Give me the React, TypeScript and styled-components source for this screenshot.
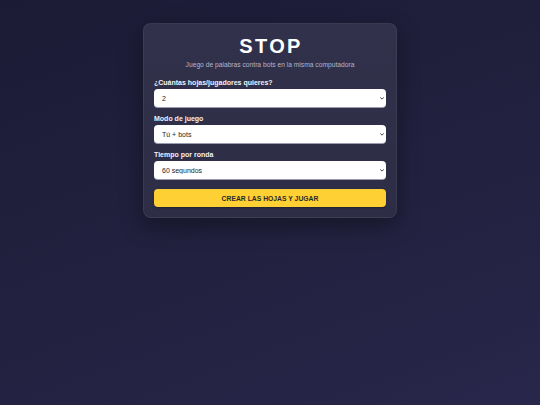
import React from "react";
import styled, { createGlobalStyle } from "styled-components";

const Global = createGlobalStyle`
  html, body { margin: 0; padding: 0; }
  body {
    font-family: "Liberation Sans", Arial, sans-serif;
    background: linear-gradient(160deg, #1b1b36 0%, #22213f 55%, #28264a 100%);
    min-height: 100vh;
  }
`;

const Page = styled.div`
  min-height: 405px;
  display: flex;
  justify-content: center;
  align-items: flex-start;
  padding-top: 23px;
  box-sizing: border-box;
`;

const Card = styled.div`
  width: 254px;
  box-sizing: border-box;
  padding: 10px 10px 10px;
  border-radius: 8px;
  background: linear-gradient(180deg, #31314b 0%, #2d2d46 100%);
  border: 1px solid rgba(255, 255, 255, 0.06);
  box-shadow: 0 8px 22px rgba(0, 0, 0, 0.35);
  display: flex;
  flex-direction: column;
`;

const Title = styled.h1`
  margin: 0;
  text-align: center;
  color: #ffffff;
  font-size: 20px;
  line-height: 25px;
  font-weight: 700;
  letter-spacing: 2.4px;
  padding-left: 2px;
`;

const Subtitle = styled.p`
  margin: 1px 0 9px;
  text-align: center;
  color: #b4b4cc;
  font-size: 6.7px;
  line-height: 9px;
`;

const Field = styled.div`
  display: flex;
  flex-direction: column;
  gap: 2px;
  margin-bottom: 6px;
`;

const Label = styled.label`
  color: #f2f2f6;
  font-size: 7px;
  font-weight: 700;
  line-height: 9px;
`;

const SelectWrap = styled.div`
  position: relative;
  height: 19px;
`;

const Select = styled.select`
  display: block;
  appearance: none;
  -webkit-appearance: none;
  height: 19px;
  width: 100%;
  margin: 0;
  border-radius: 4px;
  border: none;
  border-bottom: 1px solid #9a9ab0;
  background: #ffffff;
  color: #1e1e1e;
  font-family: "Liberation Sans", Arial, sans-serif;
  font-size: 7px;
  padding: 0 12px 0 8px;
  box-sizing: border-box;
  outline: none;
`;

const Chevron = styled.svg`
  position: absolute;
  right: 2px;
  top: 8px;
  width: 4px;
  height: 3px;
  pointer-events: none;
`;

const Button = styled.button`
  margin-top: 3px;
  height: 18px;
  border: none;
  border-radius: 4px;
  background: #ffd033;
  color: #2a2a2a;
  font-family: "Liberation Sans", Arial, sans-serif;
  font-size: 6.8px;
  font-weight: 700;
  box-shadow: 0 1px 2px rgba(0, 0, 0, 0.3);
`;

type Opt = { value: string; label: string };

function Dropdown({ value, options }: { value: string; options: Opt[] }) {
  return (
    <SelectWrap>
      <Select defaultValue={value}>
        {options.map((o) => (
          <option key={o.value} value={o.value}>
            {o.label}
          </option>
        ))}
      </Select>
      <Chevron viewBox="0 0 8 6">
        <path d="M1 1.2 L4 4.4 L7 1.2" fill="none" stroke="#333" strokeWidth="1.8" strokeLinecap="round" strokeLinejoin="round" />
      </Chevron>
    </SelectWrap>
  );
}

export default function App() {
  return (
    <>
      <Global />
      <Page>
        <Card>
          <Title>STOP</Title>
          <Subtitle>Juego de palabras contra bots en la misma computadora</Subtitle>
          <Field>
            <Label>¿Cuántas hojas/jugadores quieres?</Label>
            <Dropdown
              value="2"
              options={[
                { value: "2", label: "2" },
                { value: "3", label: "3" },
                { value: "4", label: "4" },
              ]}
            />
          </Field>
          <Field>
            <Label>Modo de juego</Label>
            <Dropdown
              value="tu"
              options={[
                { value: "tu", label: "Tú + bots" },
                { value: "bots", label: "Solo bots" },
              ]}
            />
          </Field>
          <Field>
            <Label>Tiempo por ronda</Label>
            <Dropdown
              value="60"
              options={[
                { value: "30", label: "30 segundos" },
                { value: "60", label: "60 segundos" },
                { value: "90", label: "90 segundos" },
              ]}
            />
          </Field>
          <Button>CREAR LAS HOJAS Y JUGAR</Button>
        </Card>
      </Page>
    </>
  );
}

• Aim:
Leave out the pictures and transcribe everything else exactly.

• Final result:
Give me the React, TypeScript and styled-components source for this screenshot.
import React from "react";
import styled, { createGlobalStyle } from "styled-components";

const Global = createGlobalStyle`
  html, body { margin: 0; padding: 0; }
  body {
    font-family: "Liberation Sans", Arial, sans-serif;
    background: linear-gradient(160deg, #1b1b36 0%, #22213f 55%, #28264a 100%);
    min-height: 100vh;
  }
`;

const Page = styled.div`
  min-height: 405px;
  display: flex;
  justify-content: center;
  align-items: flex-start;
  padding-top: 23px;
  box-sizing: border-box;
`;

const Card = styled.div`
  width: 254px;
  box-sizing: border-box;
  padding: 10px 10px 10px;
  border-radius: 8px;
  background: linear-gradient(180deg, #31314b 0%, #2d2d46 100%);
  border: 1px solid rgba(255, 255, 255, 0.06);
  box-shadow: 0 8px 22px rgba(0, 0, 0, 0.35);
  display: flex;
  flex-direction: column;
`;

const Title = styled.h1`
  margin: 0;
  text-align: center;
  color: #ffffff;
  font-size: 20px;
  line-height: 25px;
  font-weight: 700;
  letter-spacing: 2.4px;
  padding-left: 2px;
`;

const Subtitle = styled.p`
  margin: 1px 0 9px;
  text-align: center;
  color: #b4b4cc;
  font-size: 6.7px;
  line-height: 9px;
`;

const Field = styled.div`
  display: flex;
  flex-direction: column;
  gap: 2px;
  margin-bottom: 6px;
`;

const Label = styled.label`
  color: #f2f2f6;
  font-size: 7px;
  font-weight: 700;
  line-height: 9px;
`;

const SelectWrap = styled.div`
  position: relative;
  height: 19px;
`;

const Select = styled.select`
  display: block;
  appearance: none;
  -webkit-appearance: none;
  height: 19px;
  width: 100%;
  margin: 0;
  border-radius: 4px;
  border: none;
  border-bottom: 1px solid #9a9ab0;
  background: #ffffff;
  color: #1e1e1e;
  font-family: "Liberation Sans", Arial, sans-serif;
  font-size: 7px;
  padding: 0 12px 0 8px;
  box-sizing: border-box;
  outline: none;
`;

const Chevron = styled.svg`
  position: absolute;
  right: 2px;
  top: 8px;
  width: 4px;
  height: 3px;
  pointer-events: none;
`;

const Button = styled.button`
  margin-top: 3px;
  height: 18px;
  border: none;
  border-radius: 4px;
  background: #ffd033;
  color: #2a2a2a;
  font-family: "Liberation Sans", Arial, sans-serif;
  font-size: 6.8px;
  font-weight: 700;
  box-shadow: 0 1px 2px rgba(0, 0, 0, 0.3);
`;

type Opt = { value: string; label: string };

function Dropdown({ value, options }: { value: string; options: Opt[] }) {
  return (
    <SelectWrap>
      <Select defaultValue={value}>
        {options.map((o) => (
          <option key={o.value} value={o.value}>
            {o.label}
          </option>
        ))}
      </Select>
      <Chevron viewBox="0 0 8 6">
        <path d="M1 1.2 L4 4.4 L7 1.2" fill="none" stroke="#333" strokeWidth="1.8" strokeLinecap="round" strokeLinejoin="round" />
      </Chevron>
    </SelectWrap>
  );
}

export default function App() {
  return (
    <>
      <Global />
      <Page>
        <Card>
          <Title>STOP</Title>
          <Subtitle>Juego de palabras contra bots en la misma computadora</Subtitle>
          <Field>
            <Label>¿Cuántas hojas/jugadores quieres?</Label>
            <Dropdown
              value="2"
              options={[
                { value: "2", label: "2" },
                { value: "3", label: "3" },
                { value: "4", label: "4" },
              ]}
            />
          </Field>
          <Field>
            <Label>Modo de juego</Label>
            <Dropdown
              value="tu"
              options={[
                { value: "tu", label: "Tú + bots" },
                { value: "bots", label: "Solo bots" },
              ]}
            />
          </Field>
          <Field>
            <Label>Tiempo por ronda</Label>
            <Dropdown
              value="60"
              options={[
                { value: "30", label: "30 segundos" },
                { value: "60", label: "60 segundos" },
                { value: "90", label: "90 segundos" },
              ]}
            />
          </Field>
          <Button>CREAR LAS HOJAS Y JUGAR</Button>
        </Card>
      </Page>
    </>
  );
}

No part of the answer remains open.